The roles played by membrane lipids in membrane trafficking pathways is now an area of intense research in my lab and in many others. We are also interested in identifying regulators of Arf6, identifying other proteins that travel through the Arf6 pathway, and understanding the molecular details of how membrane traffic is regulated in endocytic membrane systems.


Gerhard Hummer

Gerhard Hummer did his graduate studies at the Max-Planck-Institute for Biophysical Chemistry in Goettingen, Germany, and at the University of Vienna, Austria, where he received his Ph.D. in 1992. He then moved to the Los Alamos National Laboratory as a postdoctoral fellow and became a principal investigator in 1996. He joined NIH in 1999 and is now a senior investigator in the Laboratory of Chemical Physics, NIDDK.

My interests are in the area of biomolecular structure, dynamics, and function, with a focus on solvent effects studied by theory and computer simulations.

Water penetration into proteins and transient fluctuations in hydration in the interior of proteins are important to their stability and function. Water-mediated proton transfer, in particular, is fundamental to bioenergetics and enzyme catalysis.
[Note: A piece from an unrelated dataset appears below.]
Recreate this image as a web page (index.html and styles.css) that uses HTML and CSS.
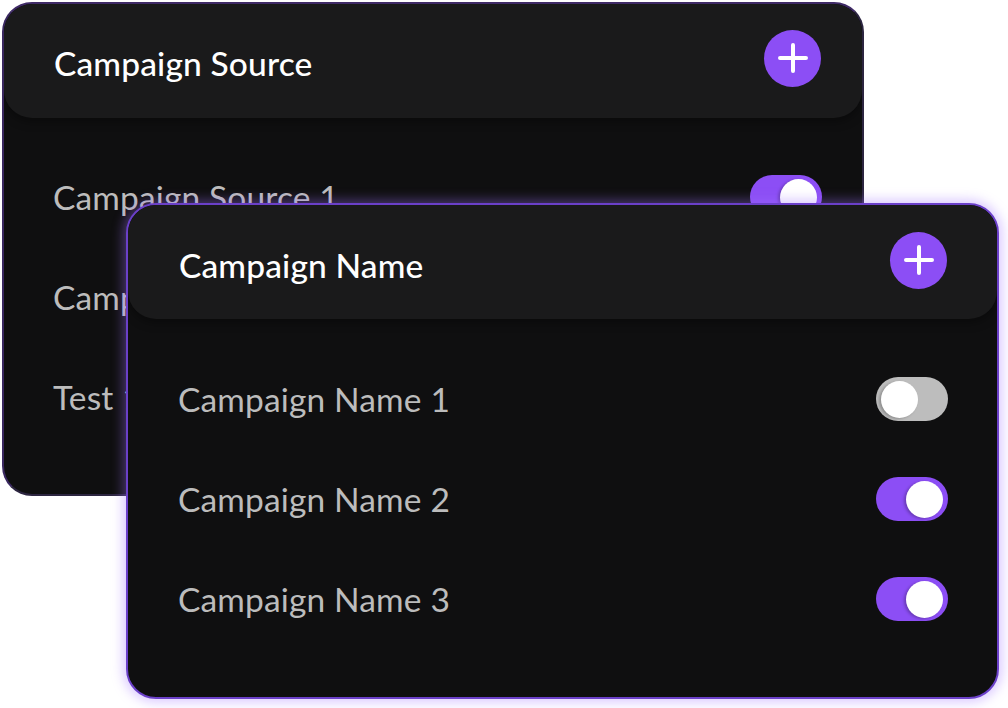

An important goal driving my research at NIDDK is to understand how nonpolar channels function in protein-mediated proton transfer.

From computational studies of simple model channels, we found that single-file chains of water molecules can fill narrow molecular pores even if the hydrophobicity of the pore walls causes substantial losses of hydrogen-bonding energy. Water filling and emptying of hydrophobic channels can be regulated by small changes in channel polarity. In proteins such as cytochrome C oxidase, bacteriorhodopsin, and cytochrome C P450, the observed sensitivity to polarity can provide a tight coupling of water-mediated proton delivery to electron transfer and active-site chemistry.

This polarity-controlled filling and emptying of channels can help in particular to prevent proton leakage and unwanted side reactions by "dissolving" the proton wire after a successful proton transfer.

My lab’s studies also shed new light on the mechanism of rapid water conduction through biological water pores. In our simulations of nonpolar channels, we observed pulselike transport of water with an average flow rate comparable to that measured for a biological water channel, aquaporin-1.

Indeed, structures of aquaporin-1 show that relatively nonpolar residues line much of the pore. For optimal water transport, the polarity of the pore needs to be sufficiently high to ensure water filling, but low enough not to hinder water motion by strong directional interactions. Increased polarity would only slightly enhance the water occupancy but would greatly reduce the water mobility.

In cytochrome C oxidase, a proton pump in the respiratory chain, my collaborators and I have studied the side-chain and hydration dynamics of the active-site region. Solvent sites, identified through computation, establish a continuous proton path from the membrane inside to a critical glutamic acid residue. Our calculations further suggest that the glutamic acid shuttles a proton into the hydrophobic active-site cavity, to be picked up by transient water molecules. A combination of experiment, theory, and simulation allowed us to put important constraints on the proton pumping mechanism of cytochrome C oxidase.

My group is also working on fundamental aspects of the hydrophobic effect, in particular its role in ligand binding and protein folding. Other work with colleagues is leading to theories for single-molecule experiments. These are applied to nonequilibrium single-molecule pulling by atomic-force microscopes and laser tweezers, for example, to extract equilibrium thermodynamic properties, such as binding constants.

In future work, we will build on this understanding of nonequilibrium processes and proton delivery mechanisms to understand how cytochrome C oxidase converts energy and acts as a "Maxwell demon" by pumping protons across membranes against an electrostatic potential and chemical gradient.